Sort through the data and copy the lines holding the word "components".

START Supplied information

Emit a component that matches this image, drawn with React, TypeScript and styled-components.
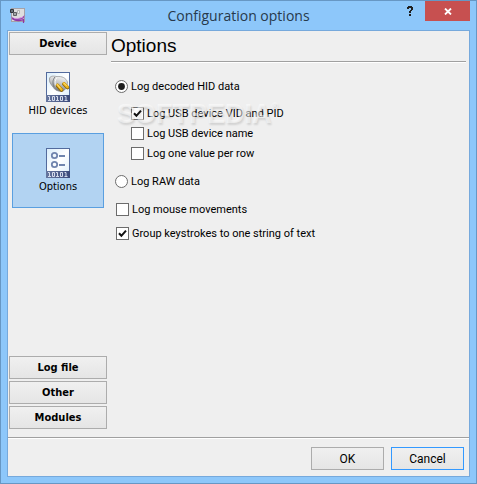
import React, { useState } from "react";
import styled, { createGlobalStyle } from "styled-components";

const GlobalStyle = createGlobalStyle`
  *, *::before, *::after { box-sizing: border-box; }
  body { margin: 0; font-family: Roboto, "Liberation Sans", sans-serif; font-size: 11px; color: #000; }
  button { font: inherit; color: inherit; margin: 0; padding: 0; }
`;

const Window = styled.div`
  display: flex;
  flex-direction: column;
  min-height: 100vh;
  padding: 0 6px 6px;
  border: 1px solid #6797c4;
  background: #8dc7fa;
`;

const TitleBar = styled.header`
  display: grid;
  grid-template-columns: 78px 1fr 78px;
  height: 29px;
`;

const AppIcon = styled.svg`
  width: 16px;
  height: 16px;
  margin: 7px 0 0 3px;
`;

const Title = styled.h1`
  margin: 0;
  font: 400 14px/30px "Open Sans", "Noto Sans", sans-serif;
  text-align: center;
  white-space: nowrap;
  color: #27394b;
`;

const TitleControls = styled.div`
  display: flex;
  justify-content: flex-end;
  gap: 6px;
`;

const TitleButton = styled.button<{ $danger?: boolean }>`
  display: grid;
  place-items: center;
  width: ${(p) => (p.$danger ? 45 : 17)}px;
  height: 20px;
  border: 0;
  background: ${(p) => (p.$danger ? "#c75050" : "transparent")};
`;

const Client = styled.div`
  flex: 1;
  display: flex;
  flex-direction: column;
  border: 1px solid #76a9dc;
  background: #efefef;
`;

const Body = styled.div`
  flex: 1;
  display: flex;
  gap: 4px;
  padding: 1px 3px 8px 1px;
`;

const Sidebar = styled.nav`
  display: flex;
  flex-direction: column;
  gap: 2px;
  width: 98px;
`;

const SectionButton = styled.button`
  height: 23px;
  border: 1px solid #acacac;
  background: linear-gradient(#f0f0f0, #e5e5e5);
  font: 700 11px/20px "DejaVu Sans Condensed", "DejaVu Sans", sans-serif;
`;

const ItemList = styled.div`
  flex: 1;
  display: flex;
  flex-direction: column;
  gap: 1px;
  padding: 0 3px;
`;

const NavItem = styled.button<{ $selected: boolean }>`
  display: flex;
  flex-direction: column;
  align-items: center;
  gap: 2px;
  height: 75px;
  padding-top: 14px;
  border: 1px solid ${(p) => (p.$selected ? "#5a9fe0" : "transparent")};
  background: ${(p) => (p.$selected ? "#b2d3f2" : "transparent")};
  font: 400 11px/14px "DejaVu Sans Condensed", "DejaVu Sans", sans-serif;
`;

const Main = styled.main`
  flex: 1;
  min-width: 0;
`;

const Heading = styled.h2`
  margin: 0 0 18px;
  height: 30px;
  border-bottom: 1px solid #a0a0a0;
  box-shadow: 0 1px #fff;
  font: 400 19px/28px "Liberation Sans", Arial, sans-serif;
`;

const OptionList = styled.div`
  position: relative;
  display: flex;
  flex-direction: column;
  align-items: flex-start;
  padding-left: 4px;
`;

const Nested = styled.div`
  display: flex;
  flex-direction: column;
  align-items: flex-start;
  gap: 7px;
  padding: 14px 0 15px 16px;
`;

const OptionGroup = styled.div`
  display: flex;
  flex-direction: column;
  align-items: flex-start;
  gap: 11px;
  padding: 15px 0 0 1px;
`;

const Option = styled.label`
  display: flex;
  align-items: center;
  gap: 3px;
  height: 13px;
  line-height: 14px;
  white-space: nowrap;
`;

const ControlCell = styled.span`
  display: grid;
  width: 13px;
  height: 13px;
  & > * { grid-area: 1 / 1; }
`;

const ControlInput = styled.input`
  appearance: none;
  width: 13px;
  height: 13px;
  margin: 0;
  border: 1px solid #6c6c6c;
  border-radius: ${(p) => (p.type === "radio" ? "50%" : "0")};
  background: #fff;
`;

const Mark = styled.svg`
  z-index: 1;
  width: 13px;
  height: 13px;
  pointer-events: none;
`;

const Watermark = styled.span`
  position: absolute;
  left: 6px;
  top: 16px;
  font: 700 27px/36px "Liberation Sans", Arial, sans-serif;
  color: rgba(255, 255, 255, 0.5);
  text-shadow: 1px 2px 2px rgba(0, 0, 0, 0.12);
  pointer-events: none;
  user-select: none;
  sup { font-size: 9px; line-height: 0; vertical-align: 14px; }
`;

const Footer = styled.footer`
  display: flex;
  justify-content: flex-end;
  gap: 7px;
  padding: 9px 5px 6px;
  border-top: 1px solid #a0a0a0;
  box-shadow: inset 0 1px #fff;
`;

const DialogButton = styled.button<{ $primary?: boolean }>`
  width: 73px;
  height: 23px;
  border: 1px solid ${(p) => (p.$primary ? "#3399ff" : "#acacac")};
  background: linear-gradient(#f0f0f0, #e5e5e5);
  font-size: 12px;
`;

function Choice(props: {
  type: "radio" | "checkbox";
  label: string;
  checked: boolean;
  onChange: () => void;
}) {
  const { type, label, checked, onChange } = props;
  return (
    <Option>
      <ControlCell>
        <ControlInput type={type} checked={checked} onChange={onChange} />
        {checked && (
          <Mark viewBox="0 0 13 13" aria-hidden="true">
            {type === "radio" ? (
              <circle cx="6.5" cy="6.5" r="3.4" fill="#1c1c1c" />
            ) : (
              <path d="M3 6.2 5.4 8.8 10 3.6" fill="none" stroke="#111" strokeWidth="2" />
            )}
          </Mark>
        )}
      </ControlCell>
      {label}
    </Option>
  );
}

function PageFrame({ id, children }: { id: string; children: React.ReactNode }) {
  return (
    <svg width="24" height="30" viewBox="0 0 24 30" aria-hidden="true">
      <defs>
        <linearGradient id={id} x1="0" y1="0" x2="1" y2="1">
          <stop offset="0" stopColor="#d9edfb" />
          <stop offset="0.5" stopColor="#fff" />
          <stop offset="1" stopColor="#d8ecf9" />
        </linearGradient>
        <linearGradient id={id + "-band"}>
          <stop offset="0" stopColor="#66769f" />
          <stop offset="1" stopColor="#3b4a7a" />
        </linearGradient>
      </defs>
      <rect x="0.5" y="0.5" width="23" height="29" fill={`url(#${id})`} stroke="#536b9d" />
      <rect y="23" width="24" height="7" fill={`url(#${id}-band)`} />
      <path
        d="M2 24.5h1.500V28M2 28.500h3M6.500 24.500h2v4h-2zM10 24.500h1.500V28M10 28.500h3M14.500 24.500h2v4h-2zM18.500 24.500H20V28M18.500 28.500h3"
        fill="none"
        stroke="#e3e9f5"
        strokeWidth="0.9"
      />
      {children}
    </svg>
  );
}

function PlugIcon() {
  return (
    <PageFrame id="plug">
      <defs>
        <linearGradient id="metal" x1="0.6" y1="0" x2="0.3" y2="1">
          <stop offset="0" stopColor="#f4f4f4" />
          <stop offset="0.5" stopColor="#bebfc0" />
          <stop offset="1" stopColor="#626568" />
        </linearGradient>
      </defs>
      <path
        d="M3.5 6C5 3.500 8 4 11 4.600c5-.6 9 1.400 10.500 5.400 0 4-1.500 8-5.500 9.500-4 0-7.500-1.500-9-4.500C5 12.500 2.800 10 3.500 6Z"
        fill="url(#metal)"
        stroke="#8b8d8f"
        strokeWidth="0.7"
      />
      <path d="M9 5C6.500 8 6.500 11 8 15" fill="none" stroke="#76797c" />
      <path d="M11 5.500c-2 2-2.500 6-1 9" fill="none" stroke="#fff" strokeWidth="0.8" />
      <path d="m11.500 13.500 4 4.500M18 12l3.500 3.500" stroke="#8b6500" strokeWidth="3.600" strokeLinecap="round" />
      <path d="m11.500 13 4 4.500M18 11.500l3.500 3.500" stroke="#f1b71c" strokeWidth="2.600" strokeLinecap="round" />
      <path d="m11.200 12.500 3 3.500M17.700 11l2.500 2.500" stroke="#ffe58b" strokeLinecap="round" />
    </PageFrame>
  );
}

function SettingsIcon() {
  return (
    <PageFrame id="settings">
      <g fill="none" stroke="#7085ae" strokeWidth="1.800">
        <circle cx="8.500" cy="7.500" r="2.700" />
        <circle cx="8.500" cy="16.500" r="2.700" />
        <path d="M13 8h6M13 17h6" />
      </g>
    </PageFrame>
  );
}

const sections = ["Log file", "Other", "Modules"];

export default function App() {
  const [page, setPage] = useState("Options");
  const [mode, setMode] = useState("decoded");
  const [flags, setFlags] = useState({ ids: true, name: false, single: false, mouse: false, group: true });
  const check = (key: keyof typeof flags, label: string) => (
    <Choice
      type="checkbox"
      label={label}
      checked={flags[key]}
      onChange={() => setFlags({ ...flags, [key]: !flags[key] })}
    />
  );
  return (
    <>
      <GlobalStyle />
      <Window>
        <TitleBar>
          <AppIcon viewBox="0 0 16 16" aria-hidden="true">
            <rect x="1.500" y="0.500" width="13" height="13" fill="#dedede" stroke="#a5a2a8" />
            <path d="M1 8c2 3 8 3 12 .5l1.500-1.500-.5 3c-4 2.500-8 3-11.500 1Z" fill="#9a4bb0" />
            <path d="M4 10c3 .8 6 .3 9-1.200" fill="none" stroke="#e8b7ef" strokeWidth="0.8" />
            <path d="M2 10.500c4 3 8 2.500 11.500 1V15" fill="none" stroke="#8e36a3" strokeWidth="1.200" />
            <path d="M0.500 1.500h3v3h-3z" fill="#687078" stroke="#30353b" />
            <path d="M3.500 4.500h3v3h-3z" fill="#a3a5a8" stroke="#5e6063" />
            <path d="M7.500 2.500h2v3h-2z" fill="#eee" stroke="#b5b5b5" />
          </AppIcon>
          <Title>Configuration options</Title>
          <TitleControls>
            <TitleButton aria-label="Help">
              <svg width="7" height="11" viewBox="0 0 7 11" shapeRendering="crispEdges" aria-hidden="true">
                <path d="M1 0h4v1h1v3H5v1H4v2H2V5h1V4h1V2H2v1H0V1h1zM2 8h2v2H2z" fill="#202020" />
              </svg>
            </TitleButton>
            <TitleButton $danger aria-label="Close">
              <svg width="8" height="7" viewBox="0 0 8 7" aria-hidden="true">
                <path d="m1 .5 6 6M7 .5l-6 6" stroke="#fff" strokeWidth="1.800" />
              </svg>
            </TitleButton>
          </TitleControls>
        </TitleBar>
        <Client>
          <Body>
            <Sidebar>
              <SectionButton>Device</SectionButton>
              <ItemList>
                <NavItem $selected={page === "HID devices"} onClick={() => setPage("HID devices")}>
                  <PlugIcon />
                  HID devices
                </NavItem>
                <NavItem $selected={page === "Options"} onClick={() => setPage("Options")}>
                  <SettingsIcon />
                  Options
                </NavItem>
              </ItemList>
              {sections.map((name) => (
                <SectionButton key={name}>{name}</SectionButton>
              ))}
            </Sidebar>
            <Main>
              <Heading>Options</Heading>
              <OptionList>
                <Choice type="radio" label="Log decoded HID data" checked={mode === "decoded"} onChange={() => setMode("decoded")} />
                <Nested>
                  {check("ids", "Log USB device VID and PID")}
                  {check("name", "Log USB device name")}
                  {check("single", "Log one value per row")}
                </Nested>
                <Choice type="radio" label="Log RAW data" checked={mode === "raw"} onChange={() => setMode("raw")} />
                <OptionGroup>
                  {check("mouse", "Log mouse movements")}
                  {check("group", "Group keystrokes to one string of text")}
                </OptionGroup>
                <Watermark aria-hidden="true">
                  SOFTPEDIA<sup>®</sup>
                </Watermark>
              </OptionList>
            </Main>
          </Body>
          <Footer>
            <DialogButton>OK</DialogButton>
            <DialogButton $primary>Cancel</DialogButton>
          </Footer>
        </Client>
      </Window>
    </>
  );
}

END Supplied information

* _Finished task_:
Emit a component that matches this image, drawn with React, TypeScript and styled-components.
import styled, { createGlobalStyle } from "styled-components";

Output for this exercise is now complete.